Chief technologists are being pressed by a persistently unfavourable economic cycle and by unrelenting demands for capacity. They are nevertheless investing in new storage networks to keep costs under control and to make their storage systems more flexible and resilient. If the survey makes one thing clear, it’s that enterprise storage has become a keystone to a business plan: three out of four companies are building a solid storage network to secure their future.
Locking down storage networks
Security of storage networks is a significant concern for more than 50 per cent of respondents to the 2003 Storage Survey. Networked storage extends the vulnerability of company data to new access points, such as switches, routers, and bridges, and through direct remote access to storage devices. In response, 43 per cent of survey respondents have deployed security products for networked storage, and 23 per cent more will soon follow.
Ideally, each entry point to networked storage has a gatekeeper, namely the IPsec protocol, to prevent tampering. For this to happen, vendors must include security mechanism in their devices. Major vendors such as Cisco and Brocade are working to that effect. But even a future with VPN authentication at every SAN access point will require administrators to consolidate and monitor consistent security policies across various vendors’ implementations.

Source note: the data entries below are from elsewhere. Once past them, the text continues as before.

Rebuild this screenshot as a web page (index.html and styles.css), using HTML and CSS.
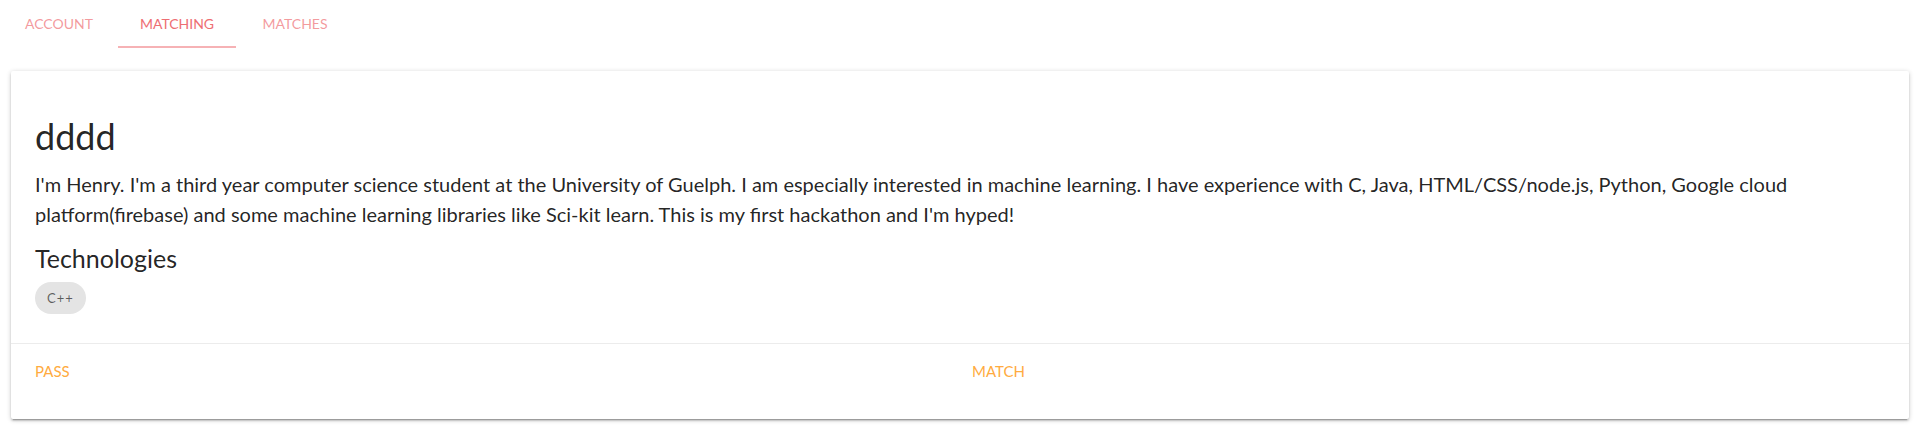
FILE: index.html
```html
<!DOCTYPE html>
<html lang="en">
<head>
<meta charset="utf-8">
<title>Matching</title>
<link rel="stylesheet" href="styles.css">
</head>
<body>
<nav class="tabs">
  <a class="tab" href="#account">Account</a>
  <a class="tab active" href="#matching">Matching</a>
  <a class="tab" href="#matches">Matches</a>
</nav>
<div class="card">
  <div class="card-content">
    <h4 class="title">dddd</h4>
    <p class="bio">I'm Henry. I'm a third year computer science student at the University of Guelph. I am especially interested in machine learning. I have experience with C, Java, HTML/CSS/node.js, Python, Google cloud platform(firebase) and some machine learning libraries like Sci-kit learn. This is my first hackathon and I'm hyped!</p>
    <h5 class="subtitle">Technologies</h5>
    <div class="chips"><span class="chip">C++</span></div>
  </div>
  <div class="card-action">
    <div class="row">
      <div class="col"><a href="#pass">Pass</a></div>
      <div class="col"><a href="#match">Match</a></div>
    </div>
  </div>
</div>
</body>
</html>
```
FILE: styles.css
```css
html { font-size: 15px; }
body {
  margin: 0;
  background: #fff;
  color: rgba(0, 0, 0, 0.87);
  font-family: Lato, "Open Sans", "Noto Sans", sans-serif;
  line-height: 1.5;
}
a { text-decoration: none; }

.tabs {
  display: grid;
  grid-template-columns: repeat(3, 118px);
  height: 48px;
  background: #fff;
}
.tab {
  display: block;
  height: 48px;
  line-height: 48px;
  text-align: center;
  font-size: 14px;
  text-transform: uppercase;
  color: rgba(238, 110, 115, 0.7);
  box-sizing: border-box;
}
.tab.active {
  color: #ee6e73;
  box-shadow: inset 0 -2px 0 #f6b2b5;
}

.card {
  margin: 23px 11px 12px;
  background: #fff;
  border-radius: 2px;
  box-shadow: 0 2px 2px 0 rgba(0,0,0,.14), 0 3px 1px -2px rgba(0,0,0,.2), 0 1px 5px 0 rgba(0,0,0,.2);
}
.card-content {
  padding: 24px;
}
.title {
  margin: 22.8px 0 13.7px;
  font-size: 36px;
  line-height: 37.6px;
  font-weight: 400;
}
.bio {
  margin: 0;
  font-size: 20px;
  line-height: 30px;
}
.subtitle {
  margin: 16.4px 0 9.8px;
  font-size: 25px;
  line-height: 27px;
  font-weight: 400;
}
.chips { display: flex; }
.chip {
  display: inline-block;
  height: 32px;
  line-height: 32px;
  padding: 0 12px;
  border-radius: 16px;
  background: #e4e4e4;
  color: rgba(0, 0, 0, 0.6);
  font-size: 13px;
  letter-spacing: 1px;
  margin: 0 5px 5px 0;
}

.card-action {
  border-top: 1px solid rgba(160, 160, 160, 0.2);
  padding: 16px 24px;
}
.row {
  display: grid;
  grid-template-columns: 1fr 1fr;
  margin: 0 -12px 20px;
}
.col {
  padding: 0 12px;
  line-height: 22.5px;
}
.col a {
  color: #ffab40;
  text-transform: uppercase;
  font-size: 15px;
}
```
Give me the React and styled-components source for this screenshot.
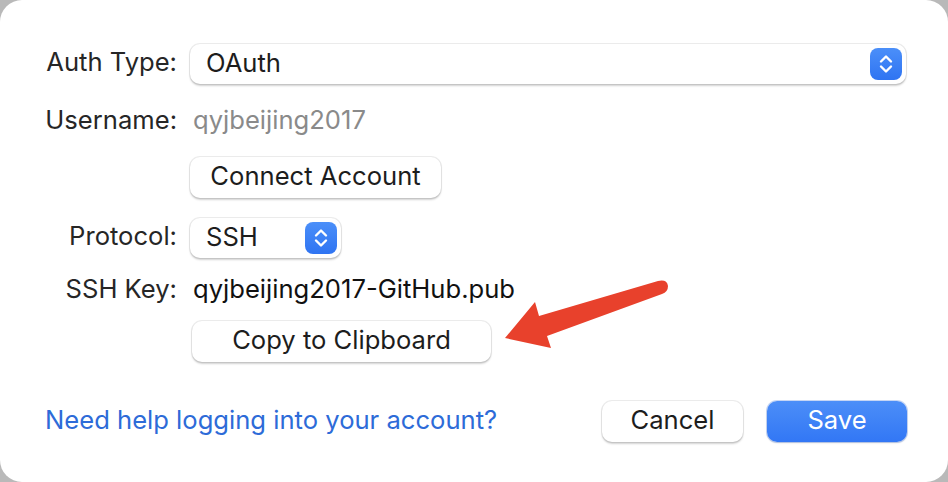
import styled, { createGlobalStyle } from 'styled-components';

const GlobalStyle = createGlobalStyle`
  html, body {
    margin: 0;
    padding: 0;
    background: #b9b9b9;
  }
  body {
    font-family: Inter, "Noto Sans", "Liberation Sans", sans-serif;
    -webkit-font-smoothing: antialiased;
  }
`;

const Dialog = styled.div`
  position: relative;
  width: 948px;
  height: 482px;
  box-sizing: border-box;
  background: #ffffff;
  border-radius: 22px;
  padding: 44px 42px 0 0;
  color: #262626;
  overflow: hidden;
`;

const Form = styled.div`
  display: flex;
  flex-direction: column;
`;

const Row = styled.div`
  display: grid;
  grid-template-columns: 177px 1fr;
  column-gap: 13px;
  align-items: center;
  height: ${(p) => p.$h || 40}px;
  margin-top: ${(p) => p.$gap || 0}px;
`;

const Label = styled.div`
  text-align: right;
  font-size: 25.6px;
  line-height: 1;
  padding-bottom: 4px;
`;

const Value = styled.div`
  font-size: 25.6px;
  line-height: 1;
  padding-bottom: 4px;
  color: ${(p) => (p.$muted ? '#8a8a8a' : '#111')};
  padding-left: 3px;
`;

const Select = styled.div`
  display: flex;
  align-items: center;
  justify-content: space-between;
  box-sizing: border-box;
  width: ${(p) => p.$w || '100%'};
  height: 40px;
  padding: 0 4px 0 16px;
  background: #fff;
  border-radius: 10px;
  box-shadow: 0 0 0 1px rgba(0, 0, 0, 0.07), 0 1.5px 2px rgba(0, 0, 0, 0.18);
  font-size: 25.6px;
  color: #1d1d1d;

  span {
    line-height: 1;
    padding-bottom: 3px;
  }
`;

const Stepper = styled.div`
  width: 32px;
  height: 32px;
  border-radius: 8px;
  background: linear-gradient(#4b8ff9, #2f74f2);
  display: flex;
  align-items: center;
  justify-content: center;
`;

const Button = styled.button`
  box-sizing: border-box;
  height: 41px;
  width: ${(p) => p.$w}px;
  border: none;
  border-radius: 10px;
  font-family: inherit;
  font-size: 25.6px;
  line-height: 1;
  padding: 0 0 3px;
  cursor: pointer;
  background: ${(p) => (p.$primary ? 'linear-gradient(#4c8ef8, #3277f5)' : '#fff')};
  color: ${(p) => (p.$primary ? '#fff' : '#1d1d1d')};
  box-shadow: ${(p) =>
    p.$primary
      ? '0 0 0 1px rgba(40, 100, 220, 0.25), 0 1px 2px rgba(0, 0, 0, 0.15)'
      : '0 0 0 1px rgba(0, 0, 0, 0.07), 0 1.5px 2px rgba(0, 0, 0, 0.18)'};
`;

const Footer = styled.div`
  display: flex;
  align-items: center;
  margin-top: 39px;
  padding-left: 45px;
`;

const HelpLink = styled.a`
  font-size: 25.6px;
  line-height: 1;
  padding-bottom: 3px;
  color: #2d6bd8;
  text-decoration: none;
  flex: 1;
`;

const Actions = styled.div`
  display: flex;
  gap: 24px;
  margin-right: -1px;
`;

const Arrow = styled.svg`
  position: absolute;
  left: 0;
  top: 0;
  pointer-events: none;
`;

const Chevrons = () => (
  <svg width="18" height="24" viewBox="0 0 18 24" fill="none">
    <path d="M4 9.5 L9 4.5 L14 9.5" stroke="#fff" strokeWidth="2.4" strokeLinecap="round" strokeLinejoin="round" />
    <path d="M4 14.5 L9 19.5 L14 14.5" stroke="#fff" strokeWidth="2.4" strokeLinecap="round" strokeLinejoin="round" />
  </svg>
);

const App = () => {
  return (
    <>
      <GlobalStyle />
      <Dialog>
        <Form>
          <Row>
            <Label>Auth Type:</Label>
            <Select>
              <span>OAuth</span>
              <Stepper>
                <Chevrons />
              </Stepper>
            </Select>
          </Row>
          <Row $gap={18}>
            <Label>Username:</Label>
            <Value $muted>qyjbeijing2017</Value>
          </Row>
          <Row $gap={15} $h={41}>
            <span />
            <div>
              <Button $w={251}>Connect Account</Button>
            </div>
          </Row>
          <Row $gap={20}>
            <Label>Protocol:</Label>
            <Select $w="151px">
              <span>SSH</span>
              <Stepper>
                <Chevrons />
              </Stepper>
            </Select>
          </Row>
          <Row $gap={13}>
            <Label>SSH Key:</Label>
            <Value>qyjbeijing2017-GitHub.pub</Value>
          </Row>
          <Row $gap={10} $h={41}>
            <span />
            <div>
              <Button $w={299} style={{ marginLeft: 2 }}>Copy to Clipboard</Button>
            </div>
          </Row>
        </Form>
        <Footer>
          <HelpLink href="#">Need help logging into your account?</HelpLink>
          <Actions>
            <Button $w={141}>Cancel</Button>
            <Button $w={140} $primary>Save</Button>
          </Actions>
        </Footer>
        <Arrow width="948" height="482" viewBox="0 0 948 482">
          <path
            d="M505 338 L535 302 L539 316 L658 281 Q667 279 668 286 Q668 292 662 294 L547 336 L551 348 Z"
            fill="#e8412c"
          />
        </Arrow>
      </Dialog>
    </>
  );
};

export default App;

As a restricted environment, Fibre Channel networks are less exposed to intruders than the ubiquitous IP networks and offer practical methods to limit access only to trusted devices in the network, such as LUN (logical unit number) masking and zoning. But as more IT staffs integrate the two technologies, the risk of break-ins increases. In addition, those techniques protect the storage device rather than the data, so moving data to a different device could leave it unprotected.
Securing storage networks is no trivial problem, so the Storage Networking Industry Association (SNIA) last year formed a body called the Storage Security Industry Forum to act as evangelist and promoter of improved storage networks security. This group is supported by vendor members.
It is too soon to predict what solutions the SNIA security forum will deliver, or when. But some vendors are already offering devices that tackle the problem at the source; they use intermediate boxes to enforce strong encryption algorithms, wrapping an entire Fibre Channel SAN with end-to-end authentication and data protection.